Populariser la culture
L’optique de Sher consiste à éduquer un public de plus en plus large à l’art et à la culture. C’est l’un de ses credo depuis ses années à la Fondation de Jérusalem, où il s’est attaché à donner à des artistes locaux des lieux où s’exprimer et s’est appliqué à élargir les centres d’intérêt des « consommateurs d’arts », le tout dans le but d’inciter les artistes à rester dans la capitale. Attirer de nouveaux publics, c’est bien son intention pour le Festival d’Israël. « Ça, c’est le plus facile », concède-t-il. « Mais il a d’abord fallu que je trouve, et vite, les créations les plus récentes et les plus captivantes en théâtre, musique et danse. Pour cela, je n’étais pas seul : j’avais mon directeur artistique Itzik Juli (qui officiait auparavant au festival de danse Curtain Up) et l’équipe que j’avais réunie, ainsi qu’Emanuel Witzthum et Miri Menirav, l’ancienne productrice. »
Avant de procéder au choix des créations, il a fallu répondre à certaines questions cruciales : « Quel rôle joue ce festival ? Qu’apporte-t-il que des producteurs privés ne peuvent offrir ? Après tout, il s’agit d’argent public, il faut donc proposer quelque chose de différent. » L’une des règles fondamentales est que les programmes du Festival d’Israël ne soient pas présentés à la même période dans d’autres salles de spectacle du pays. « Cela rend le programme plus onéreux, mais c’est un impératif auquel je tiens. Ce que nous proposons dans le cadre du festival ne peut être vu qu’au festival. »
Edimbourg, Cracovie, le Japon… C’est là que Sher est allé dénicher ses idées de spectacles. « Le fil conducteur devait être de choisir des choses qui nous intéressaient, nous, hommes et femmes qui aimons et consommons les arts et la culture », explique-t-il. « Il s’est trouvé que nous avons surtout recruté des créateurs et artistes qui aiment combiner plusieurs domaines artistiques.
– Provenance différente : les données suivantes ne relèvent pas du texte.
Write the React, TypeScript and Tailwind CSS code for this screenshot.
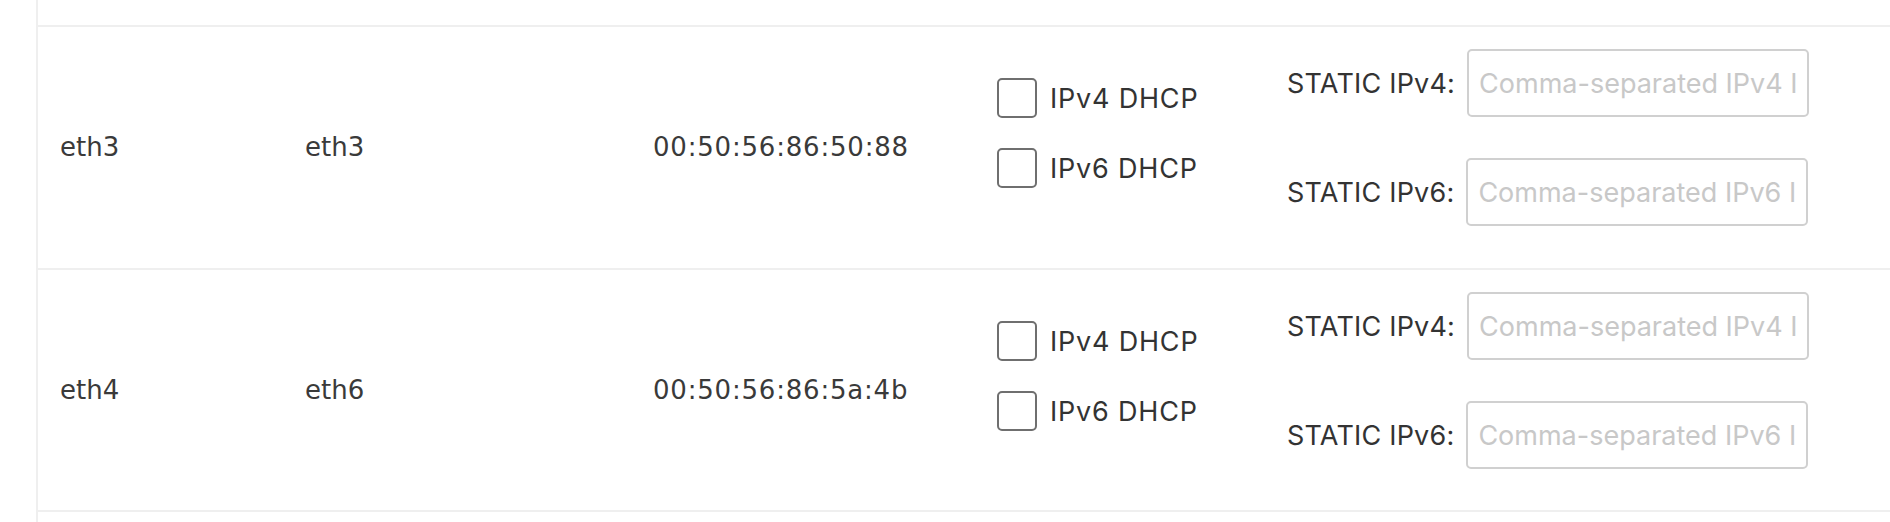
import { useState } from 'react';

type Iface = { name: string; device: string; mac: string };

const rows: Iface[] = [
  { name: 'eth3', device: 'eth3', mac: '00:50:56:86:50:88' },
  { name: 'eth4', device: 'eth6', mac: '00:50:56:86:5a:4b' },
];

function DhcpBox({ label }: { label: string }) {
  const [checked, setChecked] = useState(false);
  return (
    <label className="flex items-center gap-[13px] text-[27px] leading-none tracking-[0.8px] text-[#333333]">
      <input
        type="checkbox"
        checked={checked}
        onChange={(e) => setChecked(e.target.checked)}
        className="h-[40px] w-[40px] appearance-none rounded-[5px] border-2 border-[#6f6f6f] bg-white"
      />
      <span>{label}</span>
    </label>
  );
}

function StaticField({ label, placeholder }: { label: string; placeholder: string }) {
  return (
    <div className="flex items-center gap-[12px]">
      <span className="text-[27px] leading-none tracking-[0.2px] text-[#333333]">{label}</span>
      <input
        type="text"
        placeholder={placeholder}
        className="h-[68px] w-[342px] rounded-[5px] border-2 border-[#d0d0d0] bg-white px-[10px] text-[27px] text-[#333333] outline-none placeholder:text-[#c8c8c8]"
      />
    </div>
  );
}

function Row({ row, last }: { row: Iface; last: boolean }) {
  return (
    <div className={last ? 'flex h-[242px] border-t-2 border-[#efefef]' : 'flex h-[243px] border-t-2 border-[#efefef]'}>
      <div className="flex w-[245px] items-center pl-[22px] font-['DejaVu_Sans',sans-serif] text-[26px] text-[#3a3a3a]">
        {row.name}
      </div>
      <div className="flex w-[348px] items-center pl-[22px] font-['DejaVu_Sans',sans-serif] text-[26px] text-[#3a3a3a]">
        {row.device}
      </div>
      <div className="flex w-[344px] items-center pl-[22px] font-['DejaVu_Sans',sans-serif] text-[26px] tracking-[0.8px] text-[#3a3a3a]">
        {row.mac}
      </div>
      <div className="flex w-[290px] flex-col gap-[30px] pl-[22px] pt-[51px] font-['Inter',sans-serif]">
        <DhcpBox label="IPv4 DHCP" />
        <DhcpBox label="IPv6 DHCP" />
      </div>
      <div className="flex flex-col gap-[41px] pl-[22px] pt-[22px] font-['Inter',sans-serif]">
        <StaticField label="STATIC IPv4:" placeholder="Comma-separated IPv4 IPs" />
        <StaticField label="STATIC IPv6:" placeholder="Comma-separated IPv6 IPs" />
      </div>
    </div>
  );
}

export default function App() {
  return (
    <div className="min-h-[522px] w-full bg-white">
      <div className="ml-[36px] min-h-[522px] border-l-2 border-[#efefef] pt-[25px]">
        <div className="border-b-2 border-[#efefef]">
          {rows.map((r, i) => (
            <Row key={r.name} row={r} last={i === rows.length - 1} />
          ))}
        </div>
      </div>
    </div>
  );
}
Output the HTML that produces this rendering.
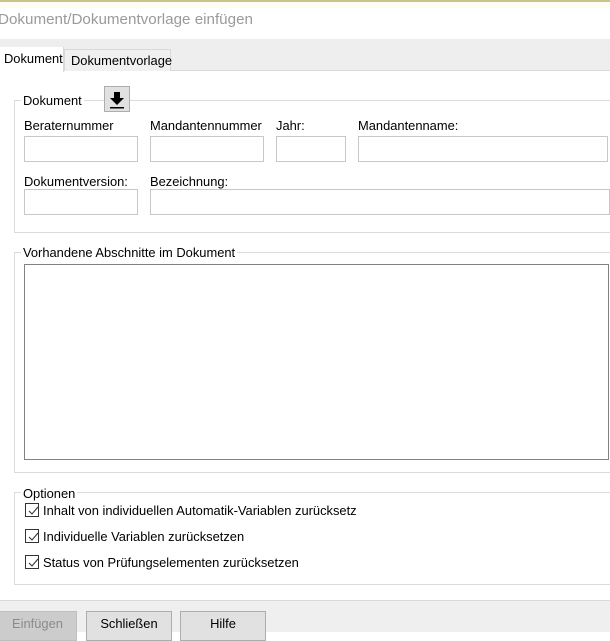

Ce qui rend un spectacle intéressant, c’est ce que l’artiste fait avec une idée et comment les disciplines s’associent. »
Une des principales difficultés a été de convaincre des artistes étrangers de se produire en Israël, malgré le contexte politique et sécuritaire. Car Sher ne s’est pas contenté d’accepter les spectacles que les départements culturels des différentes ambassades étrangères lui proposaient. Il a insisté pour faire venir les artistes qu’il avait choisis. « Nous avons commencé par brosser une image de ce que nous voulions, puis il a fallu trouver le moyen d’y parvenir, sur les plans financier, artistique et autres. Et je dois dire que, malgré tous les problèmes que nous connaissons, le Festival d’Israël jouit d’une image très prestigieuse. »
Parmi les nombreuses institutions contactées, figurent le Goethe Intitute (cette année marque le 50e anniversaire des relations diplomatiques entre l’Allemagne et Israël), l’Institut français et l’ambassade de Belgique.
Quant aux artistes du monde arabe, ils ne seront pas plus présents cette année que les précédentes. Sher souligne toutefois que tous les programmes et affiches seront publiés en hébreu, anglais et arabe.
Le 54e Festival d’Israël à Jérusalem se tiendra du 28 mai au 24 juin au Théâtre de Jérusalem et dans divers lieux de la ville, comme c’était le cas il y a de nombreuses années. Tel n’était pas la volonté première de Sher, qui aurait préféré un lieu unique, festif et imprégné de l’atmosphère du festival, mais il a fallu, encore une fois, composer avec la logistique.